Some point to Iran, where a combination of sanctions and targeted military strikes has brought the economy to its knees, leading to food shortages and riots that threaten to topple the authoritarian regime.
Could the same fate await Russia if sanctions are tightened and oil prices fall, forcing Putin to retreat behind the old borders while he attempts to quell internal strife?
Last month, a group of economists gathered at the Brookings Institution in Washington to explore how tougher and more dynamic sanctions could further damage Russia’s war effort.
Since the full-scale invasion of Ukraine in early 2022, Moscow has bought a huge secondhand fleet of more than 400 vessels to ship oil to Turkey, India and a host of other countries. That “shadow fleet” has shrunk since 2024 to about half its former capacity, forcing Russia to rely on European-insured vessels to ship its oil.
If European financial centres – London chief among them – were to take a tougher line on what they insure, Russian oil revenues could be severely hit.
Yet this analysis ignores the successful rewiring of the economy by Putin’s administration, which has proved more adept in its handling of domestic politics and the government’s finances than it did the military in the first three years of the war.
Russia can, and should, be hurt financially by further sanctions. But European leaders and Ukraine’s valuable allies in the US Congress, who have done so much to prevent Trump from siding wholeheartedly with his kindred spirit Putin, should not delude themselves into thinking that the Russian economy is on the brink of collapse.
While economic growth has slowed to a near standstill, the broader strategy resembles a medically induced coma – designed to insulate the patient from unwanted outside interference.
As optimists note, much of the government’s reserves are spent and oil revenues have fallen from 50% of state income to 25%. Yet Putin has found internal resources to fill the void, chiefly through higher taxes on households and businesses.
Richard Connolly, at the Royal United Services Institute thinktank, says: “The Kremlin has succeeded in selling the war, not as a battle with its near neighbour – its brothers and sisters in Ukraine – but as a war with the west.”
On the impact of sanctions so far, he adds: “We are not near the economy being a decisive factor in the Kremlin’s thinking about how to pursue the war.”
Russia’s debt-to-GDP ratio is just below 20%, while the annual spending deficit is about to hit 3.5% – modest by international standards, particularly when compared with the UK’s 11% deficit in the year Covid hit and a debt-to-GDP ratio of about 95%.
Inflation soared after the invasion but has since been tamed, falling towards 6%, only modestly higher than the central bank target of 4%.
There is little doubt that Putin is turning the Russian economy into a junkyard, full of ageing and increasingly dysfunctional factories.
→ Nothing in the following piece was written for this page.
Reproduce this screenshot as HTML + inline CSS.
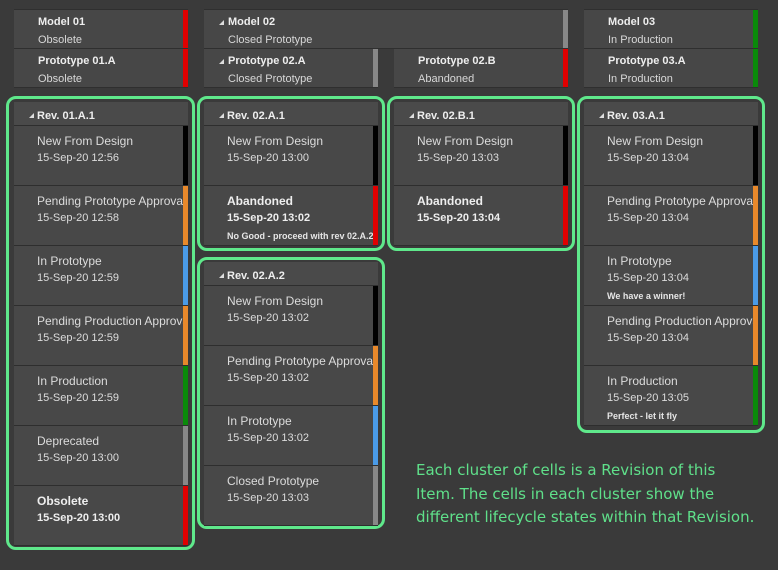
<!DOCTYPE html><html><head><style>
body{margin:0;width:778px;height:570px;background:#3a3a3a;position:relative;overflow:hidden;font-family:"Liberation Sans",sans-serif;color:#ddd}
.top{position:absolute;height:38px;background:#474747;border-top:1px solid #2f2f2f;border-bottom:1px solid #2f2f2f;overflow:hidden}
.top b{position:absolute;left:24px;top:6px;font-size:11px;color:#eee}
.top span{position:absolute;left:24px;top:24px;font-size:11px;color:#d8d8d8}
.bar{position:absolute;right:0;top:0;bottom:0;width:5px}
.fr{position:absolute;border:3px solid #5fe88b;border-radius:10px;box-sizing:border-box}
.hd{position:absolute;width:174px;height:23px;background:#4a4a4a;border-bottom:1px solid #2e2e2e}
.hd b{position:absolute;left:23px;top:8px;font-size:11px;color:#eee}
.tri{position:absolute;left:15px;top:11px;width:0;height:0;border-left:5px solid transparent;border-bottom:5px solid #ddd}
.top .tri{top:10px}
.c{position:absolute;width:174px;height:59px;background:#484848;border-bottom:1px solid #2e2e2e;overflow:hidden}
.c .t{position:absolute;left:23px;top:8px;font-size:12px;white-space:nowrap;color:#dcdcdc}
.c .d{position:absolute;left:23px;top:26px;font-size:11px;color:#dcdcdc}
.c .n{position:absolute;left:23px;top:45px;font-size:9px;font-weight:bold;white-space:nowrap;color:#e6e6e6}
.c.bd .t,.c.bd .d{font-weight:bold;color:#eee}
.k{background:#000}.o{background:#e8892b}.bl{background:#4a9be8}.g{background:#0a8a0a}.gr{background:#888}.r{background:#e00000}
.note{position:absolute;left:416px;top:459px;line-height:23.5px;color:#5fe08a;font-family:"DejaVu Sans","Liberation Sans",sans-serif;font-size:15px}
</style></head><body>
<div class="top" style="left:14px;top:9px;width:174px"><b>Model 01</b><span>Obsolete</span><div class="bar r"></div></div>
<div class="top" style="left:14px;top:48px;width:174px"><b>Prototype 01.A</b><span>Obsolete</span><div class="bar r"></div></div>
<div class="top" style="left:204px;top:9px;width:364px"><div class="tri"></div><b>Model 02</b><span>Closed Prototype</span><div class="bar gr"></div></div>
<div class="top" style="left:204px;top:48px;width:174px"><div class="tri"></div><b>Prototype 02.A</b><span>Closed Prototype</span><div class="bar gr"></div></div>
<div class="top" style="left:394px;top:48px;width:174px"><b>Prototype 02.B</b><span>Abandoned</span><div class="bar r"></div></div>
<div class="top" style="left:584px;top:9px;width:174px"><b>Model 03</b><span>In Production</span><div class="bar g"></div></div>
<div class="top" style="left:584px;top:48px;width:174px"><b>Prototype 03.A</b><span>In Production</span><div class="bar g"></div></div>

<div class="fr" style="left:6px;top:96px;width:189px;height:454px"></div>
<div class="hd" style="left:14px;top:102px"><div class="tri"></div><b>Rev. 01.A.1</b></div>
<div class="c" style="left:14px;top:126px"><div class="t">New From Design</div><div class="d">15-Sep-20 12:56</div><div class="bar k"></div></div>
<div class="c" style="left:14px;top:186px"><div class="t">Pending Prototype Approval</div><div class="d">15-Sep-20 12:58</div><div class="bar o"></div></div>
<div class="c" style="left:14px;top:246px"><div class="t">In Prototype</div><div class="d">15-Sep-20 12:59</div><div class="bar bl"></div></div>
<div class="c" style="left:14px;top:306px"><div class="t">Pending Production Approval</div><div class="d">15-Sep-20 12:59</div><div class="bar o"></div></div>
<div class="c" style="left:14px;top:366px"><div class="t">In Production</div><div class="d">15-Sep-20 12:59</div><div class="bar g"></div></div>
<div class="c" style="left:14px;top:426px"><div class="t">Deprecated</div><div class="d">15-Sep-20 13:00</div><div class="bar gr"></div></div>
<div class="c bd" style="left:14px;top:486px"><div class="t">Obsolete</div><div class="d">15-Sep-20 13:00</div><div class="bar r"></div></div>

<div class="fr" style="left:197px;top:96px;width:188px;height:155px"></div>
<div class="hd" style="left:204px;top:102px"><div class="tri"></div><b>Rev. 02.A.1</b></div>
<div class="c" style="left:204px;top:126px"><div class="t">New From Design</div><div class="d">15-Sep-20 13:00</div><div class="bar k"></div></div>
<div class="c bd" style="left:204px;top:186px"><div class="t">Abandoned</div><div class="d">15-Sep-20 13:02</div><div class="n">No Good - proceed with rev 02.A.2</div><div class="bar r"></div></div>

<div class="fr" style="left:197px;top:257px;width:188px;height:272px"></div>
<div class="hd" style="left:204px;top:262px"><div class="tri"></div><b>Rev. 02.A.2</b></div>
<div class="c" style="left:204px;top:286px"><div class="t">New From Design</div><div class="d">15-Sep-20 13:02</div><div class="bar k"></div></div>
<div class="c" style="left:204px;top:346px"><div class="t">Pending Prototype Approval</div><div class="d">15-Sep-20 13:02</div><div class="bar o"></div></div>
<div class="c" style="left:204px;top:406px"><div class="t">In Prototype</div><div class="d">15-Sep-20 13:02</div><div class="bar bl"></div></div>
<div class="c" style="left:204px;top:466px"><div class="t">Closed Prototype</div><div class="d">15-Sep-20 13:03</div><div class="bar gr"></div></div>

<div class="fr" style="left:387px;top:96px;width:188px;height:155px"></div>
<div class="hd" style="left:394px;top:102px"><div class="tri"></div><b>Rev. 02.B.1</b></div>
<div class="c" style="left:394px;top:126px"><div class="t">New From Design</div><div class="d">15-Sep-20 13:03</div><div class="bar k"></div></div>
<div class="c bd" style="left:394px;top:186px"><div class="t">Abandoned</div><div class="d">15-Sep-20 13:04</div><div class="bar r"></div></div>

<div class="fr" style="left:577px;top:96px;width:188px;height:337px"></div>
<div class="hd" style="left:584px;top:102px"><div class="tri"></div><b>Rev. 03.A.1</b></div>
<div class="c" style="left:584px;top:126px"><div class="t">New From Design</div><div class="d">15-Sep-20 13:04</div><div class="bar k"></div></div>
<div class="c" style="left:584px;top:186px"><div class="t">Pending Prototype Approval</div><div class="d">15-Sep-20 13:04</div><div class="bar o"></div></div>
<div class="c" style="left:584px;top:246px"><div class="t">In Prototype</div><div class="d">15-Sep-20 13:04</div><div class="n">We have a winner!</div><div class="bar bl"></div></div>
<div class="c" style="left:584px;top:306px"><div class="t">Pending Production Approval</div><div class="d">15-Sep-20 13:04</div><div class="bar o"></div></div>
<div class="c" style="left:584px;top:366px"><div class="t">In Production</div><div class="d">15-Sep-20 13:05</div><div class="n">Perfect - let it fly</div><div class="bar g"></div></div>

<div class="note">Each cluster of cells is a Revision of this<br>Item. The cells in each cluster show the<br>different lifecycle states within that Revision.</div>
</body></html>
He is milking it to aid the war effort without a care for the long-term consequences. But in the short term – this year and perhaps next – he can continue to fund the conflict without fearing economic collapse.
China remains a friend and buyer of oil, while North Korea supplies people and kit, even if India and other beneficiaries of trade with Russia turn away under a tougher sanctions regime.
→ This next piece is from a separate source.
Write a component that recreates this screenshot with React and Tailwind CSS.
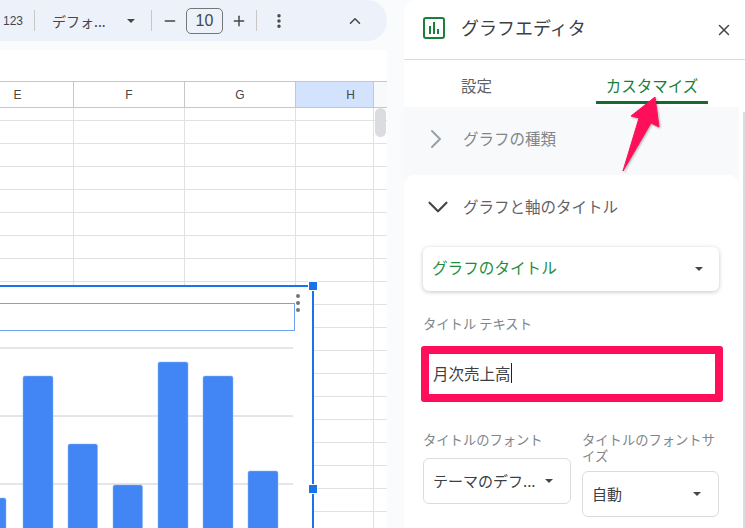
import React from 'react';
import { ChevronDown, ChevronRight, ChevronUp, Minus, Plus, X, EllipsisVertical } from 'lucide-react';

const font = { fontFamily: '"Noto Sans CJK JP", "Noto Sans", sans-serif' };
const rowCount = 18;

function Caret({ className = '' }) {
    return <span className={`w-0 h-0 border-x-[4px] border-x-transparent border-t-[4px] border-t-[#444746] ${className}`} />;
}

function Toolbar() {
    return (
        <div className="h-[41px] w-[387px] rounded-r-[20px] bg-[#edf2fa] flex items-center text-[#444746]">
            <span className="ml-[3px] w-[20px] text-xs" style={{ fontFamily: '"Liberation Sans", sans-serif' }}>123</span>
            <div className="ml-[11px] w-px h-[21px] bg-[#c7c7c7]" />
            <span className="ml-[17px] w-[62px] text-sm whitespace-nowrap">デフォ...</span>
            <Caret className="ml-[13px]" />
            <div className="ml-[16px] w-px h-[21px] bg-[#c7c7c7]" />
            <Minus size={16} strokeWidth={2.2} className="ml-[10px]" />
            <div className="ml-[8px] w-[37px] h-[26px] rounded-[5px] border border-[#747775] flex items-center justify-center text-base" style={{ fontFamily: '"Liberation Sans", sans-serif' }}>10</div>
            <Plus size={16} strokeWidth={2.2} className="ml-[8px]" />
            <div className="ml-[9px] w-px h-[21px] bg-[#c7c7c7]" />
            <EllipsisVertical size={18} strokeWidth={2.6} className="ml-[13px]" />
            <ChevronUp size={18} strokeWidth={2} className="ml-[58px]" />
        </div>
    );
}

function HeaderCell({ label, className }) {
    return (
        <div className={`h-full border-r border-[#c7c7c7] flex items-center justify-center text-xs text-[#444746] ${className}`} style={{ fontFamily: '"Liberation Sans", sans-serif' }}>
            {label}
        </div>
    );
}

function Sheet() {
    return (
        <div className="relative mt-[9px] w-[387px] flex-1 bg-white overflow-hidden">
            <div className="h-[31px]" />
            <div className="h-[27px] flex border-y border-[#c7c7c7]">
                <HeaderCell label="E" className="w-[74px] pr-[38px]" />
                <HeaderCell label="F" className="w-[111px]" />
                <HeaderCell label="G" className="w-[111px]" />
                <HeaderCell label="H" className="w-[78px] bg-[#d3e3fd] pl-[32px] text-[#0b2a66]" />
                <div className="flex-1 bg-[#f8f9fa]" />
            </div>
            <div className="h-[13px] flex border-b border-[#e1e1e1]">
                <Cells />
            </div>
            {Array.from({ length: rowCount }).map((_, i) => (
                <div key={i} className="h-[23px] flex border-b border-[#e1e1e1]">
                    <Cells />
                </div>
            ))}
            <div className="absolute left-[375px] top-[58px] w-[11px] h-[29px] rounded-[6px] bg-[#dadce0]" />
            <Chart />
        </div>
    );
}

function Cells() {
    return (
        <>
            <div className="w-[74px] border-r border-[#e1e1e1]" />
            <div className="w-[111px] border-r border-[#e1e1e1]" />
            <div className="w-[111px] border-r border-[#e1e1e1]" />
            <div className="w-[78px] border-r border-[#e1e1e1]" />
        </>
    );
}

// bars: x, top, width (chart coordinates = page coordinates, y minus 286)
const bars = [
    [-24, 212, 30],
    [23, 90, 30],
    [68, 158, 29.5],
    [113, 199, 29.5],
    [158, 76, 30],
    [203, 90, 30],
    [248, 185, 30],
];

function Chart() {
    return (
        <div className="absolute left-[-4px] top-[235px] w-[318px] h-[260px] bg-white border-t-2 border-r-2 border-[#1a73e8]">
            <svg className="absolute left-[4px] top-[-1px]" width="310" height="250" viewBox="0 0 310 250">
                {[62, 130, 198].map((y) => (
                    <line key={y} x1="0" x2="293" y1={y} y2={y} stroke="#cccccc" strokeWidth="1" />
                ))}
                {bars.map(([x, top, w]) => (
                    <rect key={x} x={x} y={top} width={w} height={260 - top} rx="2" fill="#4285f4" stroke="#8ab4f8" strokeWidth="0.5" />
                ))}
            </svg>
            <div className="relative ml-[-2px] mt-[16px] w-[301px] h-[28px] border border-[#6fa4f5]" />
            <div className="absolute left-[300px] top-[7px] flex flex-col gap-[3px]">
                <span className="w-1 h-1 rounded-full bg-[#757575]" />
                <span className="w-1 h-1 rounded-full bg-[#757575]" />
                <span className="w-1 h-1 rounded-full bg-[#757575]" />
            </div>
            <span className="absolute right-[-6px] top-[-6px] w-2.5 h-2.5 bg-[#1a73e8] border border-white" />
            <span className="absolute right-[-6px] top-[197px] w-2.5 h-2.5 bg-[#1a73e8] border border-white" />
        </div>
    );
}

function ChartIcon() {
    return (
        <svg width="22" height="22" viewBox="0 0 22 22">
            <rect x="1" y="1" width="20" height="20" rx="2" fill="none" stroke="#188038" strokeWidth="2" />
            <rect x="6" y="9" width="2" height="8" fill="#188038" />
            <rect x="10" y="5" width="2" height="12" fill="#188038" />
            <rect x="14" y="12" width="2" height="5" fill="#188038" />
        </svg>
    );
}

function SmallSelect({ label, value, className, gap }) {
    return (
        <div className={className}>
            <div className={`text-[13.3px] leading-[16px] text-[#80868b] ${gap}`}>{label}</div>
            <div className="h-[46px] rounded-[6px] border border-[#dadce0] flex items-center justify-between pl-[9px] pr-[17px] text-[15px] text-[#3c4043]">
                <span className="whitespace-nowrap">{value}</span>
                <Caret />
            </div>
        </div>
    );
}

function Panel() {
    return (
        <div className="w-[341px] h-full bg-white rounded-tl-[12px] flex flex-col overflow-hidden">
            <div className="h-[60px] shrink-0 border-b border-[#dadce0] flex items-center pl-[19px] pr-[12px] pb-[4px]">
                <ChartIcon />
                <span className="ml-[16px] text-[18px] text-[#3c4043]">グラフエディタ</span>
                <X size={18} strokeWidth={2} className="ml-auto mt-[4px] text-[#444746]" />
            </div>
            <div className="h-[47px] shrink-0 flex text-[15.5px]">
                <div className="w-[192px] pl-[57px] pt-[14px] text-[#5f6368] leading-[22px]">設定</div>
                <div className="w-[112px] h-[44px] border-b-[3px] border-[#146c2e] text-center pt-[14px] text-[#188038] leading-[22px] whitespace-nowrap">カスタマイズ</div>
            </div>
            <div className="flex-1 flex">
                <div className="w-[335px] bg-[#f8f9fa] flex flex-col">
                    <div className="h-[68px] shrink-0 flex items-center pl-[16px] pb-[4px] text-[15.5px] text-[#80868b]">
                        <ChevronRight size={32} strokeWidth={1.5} className="text-[#9aa0a6]" />
                        <span className="ml-[11px]">グラフの種類</span>
                    </div>
                    <div className="flex-1 bg-white rounded-t-[10px] pl-[19px] pr-[20px]">
                        <div className="h-[64px] flex items-center text-[15.5px] text-[#5f6368] ml-[-2px]">
                            <ChevronDown size={34} strokeWidth={1.5} className="text-[#444746]" />
                            <span className="ml-[8px]">グラフと軸のタイトル</span>
                        </div>
                        <div className="mt-[8px] h-[44px] rounded-[6px] bg-white shadow-[0_1px_4px_rgba(60,64,67,0.3)] flex items-center justify-between pl-[9px] pr-[16px] pb-[2px] text-[15.6px] text-[#1e8e3e]">
                            <span>グラフのタイトル</span>
                            <Caret className="mt-[2px]" />
                        </div>
                        <div className="mt-[24px] text-[13.3px] leading-[18px] text-[#80868b]">タイトル テキスト</div>
                        <div className="mt-[13px] ml-[-2px] mr-[-4px] h-[56px] rounded-[3px] border-[8px] border-[#ff0f5a] flex items-center pl-[4px] pb-[3px] text-[15.5px] text-[#3c4043]">
                            <span className="border-r border-[#202124] leading-[20px]">月次売上高</span>
                        </div>
                        <div className="mt-[30px] flex items-start gap-[11px]">
                            <SmallSelect label="タイトルのフォント" value="テーマのデフ..." className="w-[148px]" gap="mb-[10px]" />
                            <SmallSelect label="タイトルのフォントサイズ" value="自動" className="w-[137px]" gap="mb-[7px]" />
                        </div>
                    </div>
                </div>
                <div className="flex-1 pl-[4px] pt-[5px]">
                    <div className="h-full bg-[#dadce0] rounded-t-[2px]" />
                </div>
            </div>
        </div>
    );
}

function Arrow() {
    return (
        <svg className="absolute left-[615px] top-[90px] drop-shadow-[1px_1px_1px_rgba(0,0,0,0.3)]" width="55" height="90" viewBox="615 90 55 90">
            <polygon points="655,97 631,116 639,118 623,171 651,123 659,127" fill="#ff0f5a" stroke="#ff0f5a" strokeLinejoin="round" />
        </svg>
    );
}

export default function App() {
    return (
        <div className="relative w-[745px] h-[528px] flex overflow-hidden bg-[#f9fbfd]" style={font}>
            <div className="w-[404px] h-full flex flex-col">
                <Toolbar />
                <Sheet />
            </div>
            <Panel />
            <Arrow />
        </div>
    );
}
Ukraine, meanwhile, has the money to continue for between 18 months and two years after the promise of €90bn from the EU. Putin, for his part, has the reserves to keep paying young men and their families to fight on.
On Friday, Russia launched hypersonic Oreshnik missiles at western Ukraine in a stark escalation of the conflict. The message for Europe is clear: it must help Ukraine push back harder militarily, ignoring Putin’s empty nuclear threats, while tightening the tourniquet on Russian trade.
Four years of weak sanctions gave Putin time to reorganise. A tougher stance on trade may not trigger an economic collapse but Europe needs to work every angle to bring the war to an end.